Windows & Git Bash: Bash PATH to read Windows %PATH% system variable

An msysgit git bash session uses the script share/WinGit/Git Bash.vbs, which doesn't access or modify the environment variable PATH (like it would in this unrelated vbs script, for instance)

A git bash session will simply add in front of your current PATH:

.:/usr/local/bin:/mingw/bin:/bin:

It is possible that the mingw session packaged with msysgit won't consider a bin from another mingw installation: you can check it by setting another (simpler) directory to your PATH and see if it is still visible in your git bash session. If not, then it is a more general issue which concerns all directories that you would add to the PATH.

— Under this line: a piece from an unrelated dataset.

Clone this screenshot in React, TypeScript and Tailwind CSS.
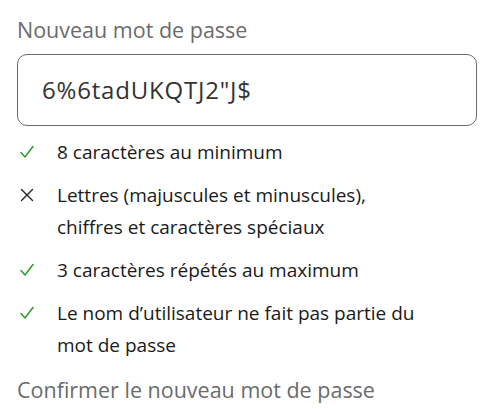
type Rule = { ok: boolean; text: string }

const rules: Rule[] = [
  { ok: true, text: '8 caractères au minimum' },
  { ok: false, text: 'Lettres (majuscules et minuscules), chiffres et caractères spéciaux' },
  { ok: true, text: '3 caractères répétés au maximum' },
  { ok: true, text: 'Le nom d’utilisateur ne fait pas partie du mot de passe' },
]

function CheckIcon() {
  return (
    <svg width="14" height="14" viewBox="0 0 14 14" fill="none">
      <path d="M1 7.5 L5 12 L13 1.5" stroke="#2c9a2c" strokeWidth="1.5" strokeLinecap="round" strokeLinejoin="round" />
    </svg>
  )
}

function CrossIcon() {
  return (
    <svg width="14" height="14" viewBox="0 0 14 14" fill="none">
      <path d="M1.5 1.5 L12.5 12.5 M12.5 1.5 L1.5 12.5" stroke="#222" strokeWidth="1.4" strokeLinecap="round" />
    </svg>
  )
}

export default function App() {
  return (
    <div className="min-h-screen bg-white px-[17px] pt-[16px] font-['Open_Sans',sans-serif]">
      <label className="block text-[21.5px] leading-[28px] text-[#6b6b6b]">Nouveau mot de passe</label>
      <div className="mt-[10px] flex h-[72px] w-[460px] items-center rounded-[10px] border border-[#6b6b6b] px-[24px] text-[24px] tracking-[0.8px] text-[#333]">
        6%6tadUKQTJ2"J$
      </div>

      <ul className="mt-[10px] flex flex-col gap-[11px]">
        {rules.map((r) => (
          <li key={r.text} className="flex text-[19px] leading-[32px] text-[#1a1a1a]">
            <span className="flex h-[32px] w-[40px] shrink-0 items-center pl-[3px]">
              {r.ok ? <CheckIcon /> : <CrossIcon />}
            </span>
            <span className="w-[370px]">{r.text}</span>
          </li>
        ))}
      </ul>

      <label className="mt-[15px] block text-[21.5px] leading-[28px] text-[#6b6b6b]">
        Confirmer le nouveau mot de passe
      </label>
    </div>
  )
}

Here's my small workaround for a similar problem (MSYS2 bash on Windows 10).

The idea is to convert the required paths to Unix-style paths and append them to bash $PATH, all done in .bashrc.

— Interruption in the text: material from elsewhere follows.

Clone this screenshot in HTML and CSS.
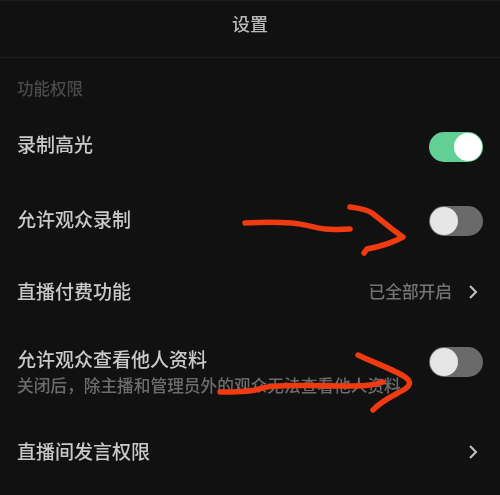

Do not append required paths to Win PATH. Instead create a new env var in Windows, like MSYS2_WINPATH, and append all the semicolon-separated Windows path directories to this variable. Append %MSYS2_WINPATH% to %PATH%.

Now insert this in your .bashrc -

################################## Construct PATH variable ##################################

winpath=$(echo $MSYS2_WINPATH | tr ";" "\n" | sed -e 's/\\/\\\\/g' | xargs -I {} cygpath -u {})
unixpath=''

# Set delimiter to new line
IFS=$'\n'

for pth in $winpath; do unixpath+=$(echo $pth)":"; done

export PATH=$(echo $PATH:$unixpath | sed -e 's/:$//g')
unset IFS
unset unixpath
unset winpath

################################# Constructed PATH variable #################################

If the PATH value would be too long after your user's PATH variable has been concatenated onto the environment PATH variable, Windows will silently fail to concatenate the user PATH variable.

This can easily happen after new software is installed and adds something to PATH, thereby breaking existing installed software. Windows fail!

The best fix is to edit one of the PATH variables in the Control Panel and remove entries you don't need. Then open a new CMD window and see if all entries are shown in "echo %PATH%".